The ongoing disruption in the commercial paper market will keep structured investment vehicles under pressure, Derivative Fitch said in a report issued today.
The agency doesn’t expect a short-term improvement in either the current commercial-paper funding environment or the current illiquidity and re-pricing of credit risk in the market.
Structured investment vehicles (SIVs) with little to no U.S. subprime residential mortgage-backed securities (RMBS) exposure, a relatively long liability structure, and in particular a good access to alternative sources of funding, will be the ones best able to withstand the adverse market conditions, it says.
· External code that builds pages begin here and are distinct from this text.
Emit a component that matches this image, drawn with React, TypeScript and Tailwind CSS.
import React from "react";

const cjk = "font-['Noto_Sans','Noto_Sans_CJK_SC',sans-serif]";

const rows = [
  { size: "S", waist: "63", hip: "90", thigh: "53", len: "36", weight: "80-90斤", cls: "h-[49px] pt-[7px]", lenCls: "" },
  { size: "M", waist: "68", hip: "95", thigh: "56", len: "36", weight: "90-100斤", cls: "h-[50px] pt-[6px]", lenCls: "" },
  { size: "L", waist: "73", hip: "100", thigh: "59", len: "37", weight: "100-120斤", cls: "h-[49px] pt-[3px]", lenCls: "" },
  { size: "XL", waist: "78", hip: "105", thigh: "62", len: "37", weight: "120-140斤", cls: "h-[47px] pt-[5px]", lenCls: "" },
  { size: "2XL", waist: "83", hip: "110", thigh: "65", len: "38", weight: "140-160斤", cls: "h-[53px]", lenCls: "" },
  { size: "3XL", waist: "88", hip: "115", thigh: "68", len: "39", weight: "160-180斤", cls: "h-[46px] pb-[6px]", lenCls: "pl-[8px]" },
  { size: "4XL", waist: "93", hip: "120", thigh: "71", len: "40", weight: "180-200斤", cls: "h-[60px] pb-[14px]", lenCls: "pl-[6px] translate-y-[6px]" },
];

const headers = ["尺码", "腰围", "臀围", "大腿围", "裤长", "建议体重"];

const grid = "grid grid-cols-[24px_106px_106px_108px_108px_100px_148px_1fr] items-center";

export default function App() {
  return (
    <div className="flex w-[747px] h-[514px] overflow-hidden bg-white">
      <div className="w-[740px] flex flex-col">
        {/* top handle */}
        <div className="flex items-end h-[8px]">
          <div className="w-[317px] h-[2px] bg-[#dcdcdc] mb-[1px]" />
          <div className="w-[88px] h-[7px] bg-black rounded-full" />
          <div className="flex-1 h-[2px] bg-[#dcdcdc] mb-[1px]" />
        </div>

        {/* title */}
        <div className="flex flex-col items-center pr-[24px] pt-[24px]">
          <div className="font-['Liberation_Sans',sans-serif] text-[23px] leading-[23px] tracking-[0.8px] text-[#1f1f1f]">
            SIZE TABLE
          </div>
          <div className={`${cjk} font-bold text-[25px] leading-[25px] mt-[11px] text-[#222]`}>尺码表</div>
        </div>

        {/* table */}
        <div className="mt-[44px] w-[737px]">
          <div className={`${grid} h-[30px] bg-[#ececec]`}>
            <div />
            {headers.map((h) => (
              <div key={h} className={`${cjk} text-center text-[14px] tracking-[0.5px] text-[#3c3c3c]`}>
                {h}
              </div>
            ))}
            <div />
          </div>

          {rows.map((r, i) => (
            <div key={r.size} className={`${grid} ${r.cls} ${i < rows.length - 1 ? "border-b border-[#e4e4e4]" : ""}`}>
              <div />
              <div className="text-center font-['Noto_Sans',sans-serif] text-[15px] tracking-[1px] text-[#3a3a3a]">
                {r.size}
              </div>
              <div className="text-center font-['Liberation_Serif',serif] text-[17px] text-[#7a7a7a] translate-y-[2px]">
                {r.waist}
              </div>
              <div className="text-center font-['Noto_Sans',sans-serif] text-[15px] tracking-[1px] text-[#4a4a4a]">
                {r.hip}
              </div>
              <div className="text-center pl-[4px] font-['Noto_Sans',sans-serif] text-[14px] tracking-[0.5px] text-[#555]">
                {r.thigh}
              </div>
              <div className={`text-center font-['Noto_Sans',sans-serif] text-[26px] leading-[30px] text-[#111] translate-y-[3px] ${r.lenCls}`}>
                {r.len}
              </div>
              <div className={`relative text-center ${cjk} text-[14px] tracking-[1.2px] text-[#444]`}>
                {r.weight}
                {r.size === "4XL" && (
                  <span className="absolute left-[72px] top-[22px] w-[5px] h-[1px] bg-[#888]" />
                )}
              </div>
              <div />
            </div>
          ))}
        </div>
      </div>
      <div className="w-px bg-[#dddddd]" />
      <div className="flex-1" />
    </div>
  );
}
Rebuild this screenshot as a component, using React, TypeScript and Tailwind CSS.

“Some SIVs have already come under pressure, reflected in rating actions in the form of Rating Watch Negative and downgrades executed by Fitch,” says Stefan Bund, managing director for Derivative Fitch’s European Structured Credit team. “If the current lack of liquidity continues, and if asset price declines do not moderate, further rating actions may be warranted.”
Triggered by the credit crisis in the subprime RMBS market, liquidity in almost all areas of structured finance has diminished since July, Fitch said.
The evaporation of liquidity, combined with the repricing of all credit risk, has caused the market value of most structured finance assets to decline and has limited structured finance issuers’ ability to issue new debt, it said.
“The fact that SIVs to a large extent rely on short-term funding through the issuance of CP (commercial paper) makes them even more vulnerable to the current situation,” says Patrick Clerkin, senior director and head of Derivative Fitch’s SIV rating team.
“They currently have to refinance much of their debt through CP or asset liquidation in very hostile conditions.”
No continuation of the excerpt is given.